Rifugiati che rifugiano
Non parlano una parola d’inglese e a gesti ci fanno segno di seguirli. Uno dei due ragazzi che viaggia con me mi sussurra all’orecchio che fingeremo di essere sposati, così per scrupolo. Per strada l’unica cosa che continuano a dire è UNHCR e la ragazza kosovara che è con me lo interpreta come un tentativo di spiegarci che lavorano per l’UNHCR: sono vestiti bene e l’uomo che abbiamo fermato era molto distinto. Arriviamo a casa loro, una casa piccola, modesta, e troviamo altri 3 ragazzi. Nessuno di loro parla inglese, a gesti ci chiedono qualcosa, forse se abbiamo fame. Lungo la strada si sono fermati a comprare del pane ed altre cose e crediamo siano per noi.

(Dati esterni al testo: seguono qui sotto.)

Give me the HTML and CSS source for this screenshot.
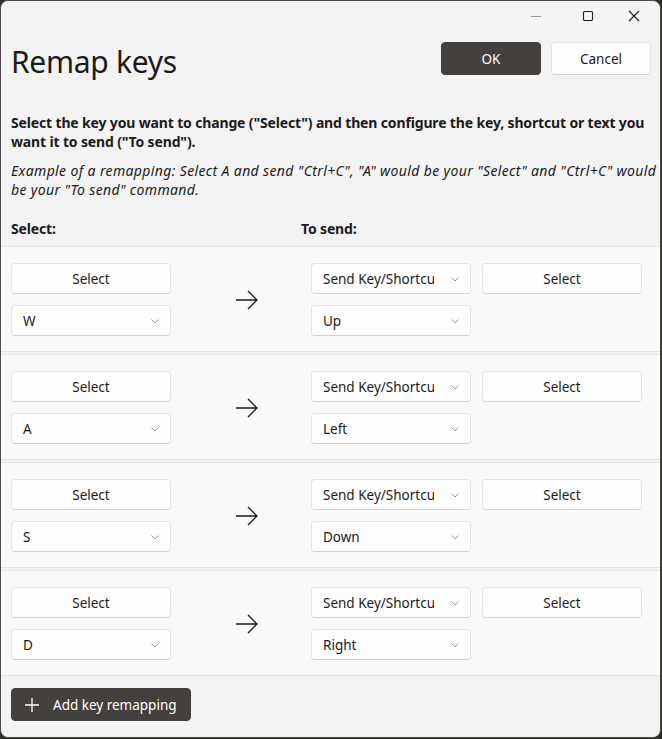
FILE: index.html
```html
<!DOCTYPE html>
<html lang="en">

<head>
	<title>Remap keys</title>
	<meta charset="utf-8"/>
	<meta name="viewport" content="width=device-width, initial-scale=1"/>

	<link rel="stylesheet" href="styles.css">
</head>

<body>
	<div class="window">
		<div class="titlebar">
			<span class="ctl"><svg width="12" height="12" viewBox="0 0 12 12"><path d="M1 6.5h10" stroke="#a0a0a0" stroke-width="1"/></svg></span>
			<span class="ctl"><svg width="12" height="12" viewBox="0 0 12 12"><rect x="1.5" y="1.5" width="9" height="9" rx="1.2" fill="none" stroke="#1b1b1b" stroke-width="1.1"/></svg></span>
			<span class="ctl"><svg width="12" height="12" viewBox="0 0 12 12"><path d="M1 1l10 10M11 1L1 11" stroke="#1b1b1b" stroke-width="1.1"/></svg></span>
		</div>

		<div class="head">
			<h1>Remap keys</h1>
			<div class="actions">
				<button class="btn primary">OK</button>
				<button class="btn">Cancel</button>
			</div>
		</div>

		<p class="desc">Select the key you want to change ("Select") and then configure the key, shortcut or text you want it to send ("To send").</p>
		<p class="example">Example of a remapping: Select A and send "Ctrl+C", "A" would be your "Select" and "Ctrl+C" would be your "To send" command.</p>

		<div class="cols">
			<span>Select:</span>
			<span>To send:</span>
		</div>

		<div class="rows" id="rows"></div>

		<div class="footer">
			<button class="btn primary add">
				<svg width="16" height="16" viewBox="0 0 16 16"><path d="M8 1v14M1 8h14" stroke="#fff" stroke-width="1.3"/></svg>
				Add key remapping
			</button>
		</div>
	</div>

	<script>
		let maps = [["W", "Up"], ["A", "Left"], ["S", "Down"], ["D", "Right"]];
		let rows = document.getElementById("rows");
		let chev = '<svg width="10" height="6" viewBox="0 0 10 6"><path d="M1.5 1.5l3.5 3.5 3.5-3.5" fill="none" stroke="#9a9a9a" stroke-width="1"/></svg>';

		for(let i = 0; i < maps.length; ++i) {
			let row = document.createElement("div");
			row.className = "row";
			row.innerHTML =
				'<button class="btn">Select</button>' +
				'<div class="arrow"><svg width="24" height="20" viewBox="0 0 24 20"><path d="M1 10h21M13 1l9 9-9 9" fill="none" stroke="#1b1b1b" stroke-width="1.3"/></svg></div>' +
				'<div class="drop"><span class="clip">Send Key/Shortcut</span>' + chev + '</div>' +
				'<button class="btn">Select</button>' +
				'<div class="drop"><span>' + maps[i][0] + '</span>' + chev + '</div>' +
				'<div class="drop"><span>' + maps[i][1] + '</span>' + chev + '</div>';
			rows.appendChild(row);
		}
	</script>
</body>
</html>
```

FILE: styles.css
```css
body {
	margin: 0;
	background-color: #2f2d2a;
	font-family: "Noto Sans", "Open Sans", sans-serif;
	color: #1b1b1b;
}

.window {
	width: 659px;
	height: 736px;
	background-color: #f3f3f3;
	border: 1px solid #4a4a4a;
	border-radius: 8px;
	overflow: hidden;
}

.titlebar {
	display: flex;
	justify-content: flex-end;
	height: 30px;
	padding-right: 3px;
}

.ctl {
	width: 46px;
	display: flex;
	align-items: center;
	justify-content: center;
}

.ctl:first-child {
	margin-right: 6px;
}

.head {
	display: flex;
	align-items: flex-start;
	justify-content: space-between;
	padding: 0 9px 0 10px;
	margin-top: 9px;
}

h1 {
	font-weight: 400;
	font-size: 30px;
	line-height: 36px;
	margin: 4px 0 0 0;
	letter-spacing: -0.3px;
}

.actions {
	display: flex;
	gap: 10px;
	margin-top: 2px;
}

.btn {
	font-family: inherit;
	font-size: 13.5px;
	color: #1b1b1b;
	background: #fdfdfd;
	border: 1px solid #e5e5e5;
	border-bottom-color: #d4d4d4;
	border-radius: 4px;
	height: 31px;
	padding: 0;
}

.actions .btn {
	width: 100px;
	height: 33px;
}

.btn.primary {
	background: #43403d;
	border-color: #43403d;
	color: #fff;
}

.desc {
	font-weight: 700;
	font-size: 14px;
	line-height: 19px;
	margin: 33px 4px 0 10px;
	letter-spacing: -0.15px;
}

.example {
	font-style: italic;
	font-size: 14px;
	line-height: 19px;
	margin: 10px 0 0 10px;
	letter-spacing: 0.37px;
}

.cols {
	display: grid;
	grid-template-columns: 290px 1fr;
	font-weight: 700;
	font-size: 14px;
	padding: 0 10px;
	margin-top: 20px;
	height: 27px;
	letter-spacing: -0.15px;
}

.row {
	display: grid;
	grid-template-columns: 160px 118px 160px 160px;
	grid-template-rows: 31px 31px;
	column-gap: 11px;
	row-gap: 11px;
	padding: 16px 10px 15px 10px;
	background: #f9f9f9;
	border-top: 1px solid #e5e5e5;
	border-bottom: 1px solid #e5e5e5;
	margin-bottom: 2px;
}

.row .arrow {
	grid-column: 2;
	grid-row: 1 / span 2;
	display: flex;
	align-items: center;
	justify-content: center;
	padding-left: 12px;
}

.row > .btn:first-child { grid-column: 1; grid-row: 1; }
.row > .drop:nth-child(3) { grid-column: 3; grid-row: 1; }
.row > .btn:nth-child(4) { grid-column: 4; grid-row: 1; }
.row > .drop:nth-child(5) { grid-column: 1; grid-row: 2; }
.row > .drop:nth-child(6) { grid-column: 3; grid-row: 2; }

.drop {
	display: flex;
	align-items: center;
	justify-content: space-between;
	font-size: 13.5px;
	background: #fdfdfd;
	border: 1px solid #e5e5e5;
	border-bottom-color: #d4d4d4;
	border-radius: 4px;
	padding: 0 10px 0 11px;
}

.drop .clip {
	width: 111px;
	overflow: hidden;
	white-space: nowrap;
}

.footer {
	padding: 10px 10px;
}

.btn.add {
	display: flex;
	align-items: center;
	gap: 13px;
	height: 33px;
	padding: 0 13px 0 12px;
	font-size: 13.5px;
}
```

Ci sediamo a terra su un tappeto in questa stanza disadorna, esitanti, senza capire bene cosa accada intorno a noi fino a quando arriva un ragazzo molto giovane, con un sorriso da orecchia a orecchia e uno smartphone in mano: non sarà un granché, ma in questa situazione Google Translator è stato di immenso aiuto. I ragazzi sono iracheni, hanno perso tutto e si trovano a Nevsehir dopo aver richiesto asilo politico. Uno tira fuori un pezzo di carta attestante il suo status di rifugiato, in alto la sigla UNHCR e ora capiamo cosa cercavano di dirci..
Ospitalità improvvisata
Dormiamo in una camera che ci hanno mostrato e soltanto la mattina ci rendiamo conto che 3 ragazzi hanno dormito per terra, su quello stesso tappeto dove abbiamo mangiato, per lasciare i loro letti a noi. La mattina ci fanno il tè, ci lasciano usare il loro bagno per fare la “doccia”, un getto d’acqua sgangherato in una stanza che si allaga non appena la apri, e ci danno pacche sulle spalle e augurano buona fortuna per la nostra avventura, perché la sera prima gli ho mostrato la mappa e i disegnini dei posti che andremo a vedere. Abbiamo deciso di proseguire da soli, zaini in spalla. Ci avviamo lungo una strada polverosa per tornare alla strada principale per ricominciare a fare l’autostop e raggiungere Göreme, là dove avrà inizio l’Avventura. Però mi rendo conto che l’avventura è già iniziata da un bel po’.